C’est après 17 ans d’absence qu’il revient au pays en 2002. Il fonde d’abord un cabinet de conseil en investissement qui existe encore. Puis il va faire le grand saut en rachetant pour 12 MDH (en fonds propres) les parts de Fayçal Laraïchi dans la société de production audiovisuelle «Sigma production» en 2003.

2 MDH pour un seul épisode de téléfilm
Il continue une vie exaltante avec la production de documentaires, de courts et longs métrages mais aussi d’émissions télévisées et de films d’animation. Ses clients sont aussi bien les télévisions nationales que des chaînes internationales comme Al Jazeera ou France Télévision. Ali Kettani aime son métier et se félicite de l’avoir choisi sans se douter du bonheur qu’il y a trouvé. Après la production de El Kadia, un téléfilm en 9 épisodes pour 2M, six courts-métrages, Casa Nayda, et plusieurs émissions de télévision, le dernier moment fort de cette carrière de producteur qui ne fait que commencer a été Casa Negra. Ali Kettani est tout subjugué par cette réalisation : «Un tournage est une période de fièvre intense et pour Casa Negra cela a duré huit semaines et demie. Il fallait être partout pour apporter des solutions aux innombrables problèmes qui surgissent. Mais il a fallu aussi débourser 13 MDH et cela représente une grosse prise de risque, surtout en ces moments où le public a commencé à déserter les salles de cinéma. Mais je suis sûr qu’il va aller voir ce film qu’on a fait d’abord pour les Marocains. Je suis, en effet, persuadé qu’il faut commencer par une sincérité locale pour espérer conquérir l’universel».

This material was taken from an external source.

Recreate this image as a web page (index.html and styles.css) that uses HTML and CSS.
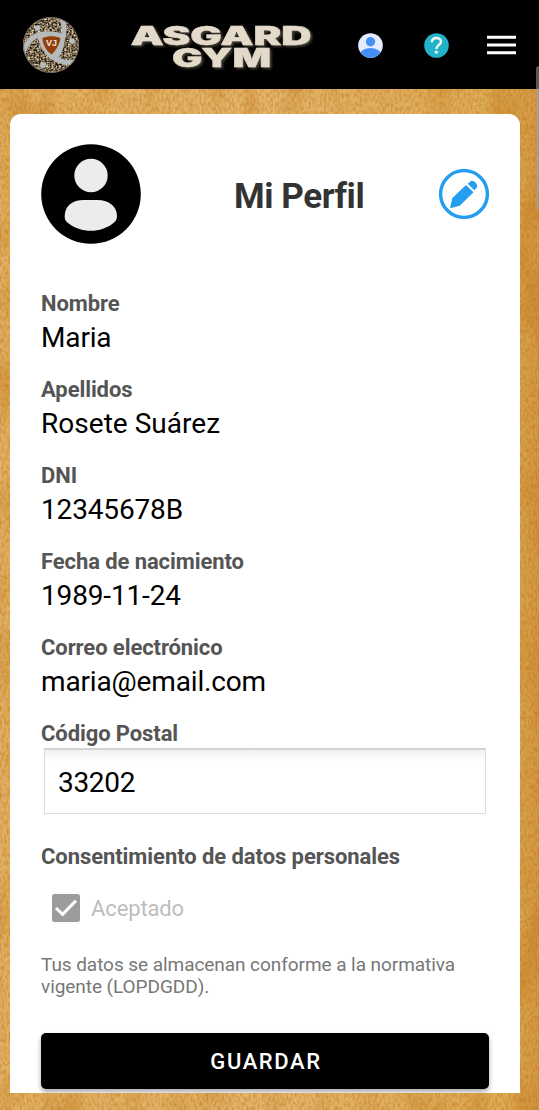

Ali Kettani a encore plein de projets dans son escarcelle. Et pour se donner les moyens de les réaliser, Sigma vient de sceller un heureux partenariat avec Atcom, filiale de Financecom (groupe Benjelloun) qui a acquis 51 % de la société de production audiovisuelle. Il s’en explique : «Il y a des moments de développement d’une entreprise qu’il faut saisir au vol. Et cette alliance vient à point nommé car nous comptons finaliser beaucoup de projets notamment un film d’animation pour 30 millions d’euros. Nous sommes dans une activité très capitalistique. Une simple émission télévisée peut coûter jusqu’à 500 000 DH, un épisode d’El Kadia revenait à 1,5 MDH et même 2 millions. Il est vrai que, pour Casa Negra, nous avons eu un co-producteur et la participation du Centre cinématographique marocain (CCM) et 2M, mais les fonds à mobiliser pour produire peuvent être phénoménaux».